Green cheese? Gold? NASA to reveal what Mars is made of


Published March 12, 2013


NASA will reveal new discoveries about Mars gleaned from the Curiosity rover's first rock powder sample in a high-profile press conference on Tuesday.

The Mars rover press conference, which will be held at the agency's headquarters in Washington, will begin at 1 p.m. EDT (1700 GMT). It will be broadcast live on NASA's TV and webcast channels, a departure from recent teleconferences that have been a staple of Curiosity rover mission updates.

NASA officials said the Tuesday press conference will "discuss the Curiosity rover's analysis of the first sample of rock powder ever collected on Mars."

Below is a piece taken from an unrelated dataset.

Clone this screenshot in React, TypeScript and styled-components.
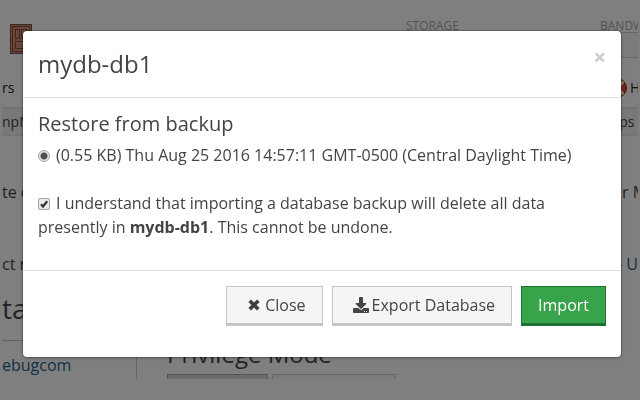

Curiosity drilled into a Mars rock for the first time on Feb. 8 using a percussive drill tool mounted to its robotic arm. The rover drilled a 2.5-inch hole into a flat Mars rock called "John Klein," named after a NASA Curiosity rover project manager who died in 2011.

The first sample drilling on Mars revealed an odd, gray interior of Martian rock that stood out in stark contrast to the ubiquitous orange-red of the Red Planet's surface. Curiosity scooped up a sample of the gray rock powder and placed it inside two onboard laboratories, called the Chemistry and Mineralogy instrument and Sample Analysis at Mars, to determine its chemical makeup. [1st Mars Drilling on Mars by Curiosity (Photos)]

NASA is expected to discuss the results from those tests in Tuesday's press conference, which will include presentations by the following scientists:

NASA's Mars rover Curiosity landed on the Red Planet on Aug. 5 to begin a two-year primary mission aimed at determining if the planet is now, or could ever have been, capable of supporting primitive life. The $2.5 billion Curiosity is about the size of a car, making it the largest rover ever to explore Mars. It carries 10 different science instruments to study the Red Planet in unprecedented detail.

Curiosity landed inside the huge Gale Crater on Mars and is currently at a site called Yellowknife Bay, which is home to the John Klein rock. The rover is ultimately destined to a region dubbed Glenelg, which is near the base of a 3-mile-high (5 kilometers) mountain rising from the center of Gale Crater.